European ports and inland transport networks are experiencing significant disruptions as winter weather and operational bottlenecks cause delays, congestion and knock‑on impacts across supply chains in Northern and Western Europe. Logistics and forwarding sources warn that snow, ice and sub‑zero temperatures are slowing cargo handling and inland movements, stretching port productivity and freight schedules.
According to recent industry insight, snow, ice and freezing conditions are affecting primary transport modes — from container terminals to trucking and rail access — around major gateways such as Rotterdam, Antwerp‑Bruges and Hamburg. Carriers and forwarders note that these conditions are limiting cranes, vehicle movements and rail operations, which in turn can extend dwell times for containers and delay export and import flows.
In many cases, terminal productivity is slowing as trucks wait longer for access and cargo movements take longer than normal, while inland links struggle to keep pace in extreme weather. Even when vessels arrive on schedule, cold‑related inefficiencies — particularly at container handling terminals — are contributing to wider supply‑chain delays and making transit times less predictable.

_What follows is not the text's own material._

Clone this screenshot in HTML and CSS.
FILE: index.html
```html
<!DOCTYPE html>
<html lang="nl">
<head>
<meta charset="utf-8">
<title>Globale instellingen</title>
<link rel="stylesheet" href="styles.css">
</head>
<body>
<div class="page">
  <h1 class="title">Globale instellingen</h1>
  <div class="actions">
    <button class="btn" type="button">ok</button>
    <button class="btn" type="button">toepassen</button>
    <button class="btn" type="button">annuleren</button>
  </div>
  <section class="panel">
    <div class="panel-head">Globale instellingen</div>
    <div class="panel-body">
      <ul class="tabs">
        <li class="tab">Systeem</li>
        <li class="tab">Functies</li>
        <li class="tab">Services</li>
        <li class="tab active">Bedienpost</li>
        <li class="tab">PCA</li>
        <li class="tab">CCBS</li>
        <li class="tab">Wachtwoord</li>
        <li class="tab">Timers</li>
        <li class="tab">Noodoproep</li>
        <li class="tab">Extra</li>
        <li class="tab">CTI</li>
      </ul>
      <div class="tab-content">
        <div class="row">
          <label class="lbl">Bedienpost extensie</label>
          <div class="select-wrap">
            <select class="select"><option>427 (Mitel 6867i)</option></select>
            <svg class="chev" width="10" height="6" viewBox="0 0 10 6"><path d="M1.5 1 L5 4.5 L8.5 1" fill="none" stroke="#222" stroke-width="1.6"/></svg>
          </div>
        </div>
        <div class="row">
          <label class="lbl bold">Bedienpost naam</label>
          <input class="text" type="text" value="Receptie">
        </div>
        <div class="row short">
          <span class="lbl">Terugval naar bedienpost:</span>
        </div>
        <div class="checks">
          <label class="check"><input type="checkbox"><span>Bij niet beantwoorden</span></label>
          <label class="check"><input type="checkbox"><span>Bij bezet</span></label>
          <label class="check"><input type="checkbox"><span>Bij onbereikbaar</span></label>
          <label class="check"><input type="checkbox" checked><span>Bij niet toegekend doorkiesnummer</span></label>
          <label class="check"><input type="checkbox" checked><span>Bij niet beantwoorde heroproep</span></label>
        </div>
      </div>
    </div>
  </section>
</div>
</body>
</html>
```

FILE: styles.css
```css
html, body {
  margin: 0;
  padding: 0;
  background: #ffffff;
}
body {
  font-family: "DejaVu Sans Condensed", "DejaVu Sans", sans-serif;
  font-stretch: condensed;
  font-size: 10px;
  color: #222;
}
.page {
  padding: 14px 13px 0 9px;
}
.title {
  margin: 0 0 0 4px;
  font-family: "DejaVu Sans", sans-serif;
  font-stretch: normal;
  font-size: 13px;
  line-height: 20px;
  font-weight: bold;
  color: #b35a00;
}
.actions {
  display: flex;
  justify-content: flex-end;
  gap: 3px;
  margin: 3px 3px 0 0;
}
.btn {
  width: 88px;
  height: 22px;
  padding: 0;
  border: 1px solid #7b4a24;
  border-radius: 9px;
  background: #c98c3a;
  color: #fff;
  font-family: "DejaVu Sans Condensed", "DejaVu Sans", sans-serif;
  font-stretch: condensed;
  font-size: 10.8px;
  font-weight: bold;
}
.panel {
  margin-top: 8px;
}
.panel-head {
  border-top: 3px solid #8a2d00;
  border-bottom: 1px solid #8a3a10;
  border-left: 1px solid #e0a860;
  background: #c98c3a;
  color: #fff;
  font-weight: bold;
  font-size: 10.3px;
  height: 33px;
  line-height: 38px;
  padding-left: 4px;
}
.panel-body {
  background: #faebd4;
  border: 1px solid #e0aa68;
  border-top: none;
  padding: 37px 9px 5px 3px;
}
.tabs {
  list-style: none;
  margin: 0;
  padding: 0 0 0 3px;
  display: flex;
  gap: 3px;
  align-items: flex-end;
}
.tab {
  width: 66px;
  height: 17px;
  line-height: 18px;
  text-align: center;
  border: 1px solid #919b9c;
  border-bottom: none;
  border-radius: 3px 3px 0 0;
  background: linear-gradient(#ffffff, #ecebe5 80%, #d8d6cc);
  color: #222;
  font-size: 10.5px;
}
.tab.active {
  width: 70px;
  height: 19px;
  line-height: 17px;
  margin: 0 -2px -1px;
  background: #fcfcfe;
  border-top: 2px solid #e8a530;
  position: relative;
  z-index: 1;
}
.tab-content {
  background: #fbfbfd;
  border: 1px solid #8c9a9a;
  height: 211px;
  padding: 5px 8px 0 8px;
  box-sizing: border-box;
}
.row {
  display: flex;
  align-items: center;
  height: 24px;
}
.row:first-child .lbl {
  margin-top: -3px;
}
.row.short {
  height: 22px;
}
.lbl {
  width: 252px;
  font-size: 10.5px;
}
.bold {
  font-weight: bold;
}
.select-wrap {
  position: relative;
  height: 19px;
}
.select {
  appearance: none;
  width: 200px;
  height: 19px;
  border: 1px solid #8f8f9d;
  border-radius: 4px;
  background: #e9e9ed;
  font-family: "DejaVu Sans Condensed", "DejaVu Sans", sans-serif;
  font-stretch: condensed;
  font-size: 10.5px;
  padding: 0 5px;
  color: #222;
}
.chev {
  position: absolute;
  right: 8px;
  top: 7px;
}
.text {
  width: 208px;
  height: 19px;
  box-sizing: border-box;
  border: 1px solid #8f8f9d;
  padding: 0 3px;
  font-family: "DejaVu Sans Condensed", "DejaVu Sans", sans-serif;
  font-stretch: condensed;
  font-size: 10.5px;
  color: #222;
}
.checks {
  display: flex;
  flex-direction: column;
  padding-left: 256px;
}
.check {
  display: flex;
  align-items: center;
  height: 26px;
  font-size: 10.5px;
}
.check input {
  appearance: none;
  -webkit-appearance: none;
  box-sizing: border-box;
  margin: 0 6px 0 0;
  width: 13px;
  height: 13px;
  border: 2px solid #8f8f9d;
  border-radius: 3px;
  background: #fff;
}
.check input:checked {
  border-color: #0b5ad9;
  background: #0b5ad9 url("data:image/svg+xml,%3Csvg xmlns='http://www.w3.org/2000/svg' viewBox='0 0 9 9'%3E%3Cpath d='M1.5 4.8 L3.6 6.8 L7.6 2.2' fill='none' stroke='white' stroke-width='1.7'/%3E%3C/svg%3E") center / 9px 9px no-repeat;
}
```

These winter weather effects are layered on top of broader congestion pressures that have been building at European hubs over recent months, with heightened cargo volumes and yard utilisation already contributing to delays at deep‑sea ports — a situation that had been flagged well before the cold snap.
For logistics planners, carriers and cargo owners relying on Europe as a vital maritime and inland freight nexus, the combination of weather‑related operational slowdowns and persistent congestion highlights the need for resilient scheduling, flexible routing and proactive communication to mitigate the impact on delivery windows and supply‑chain commitments.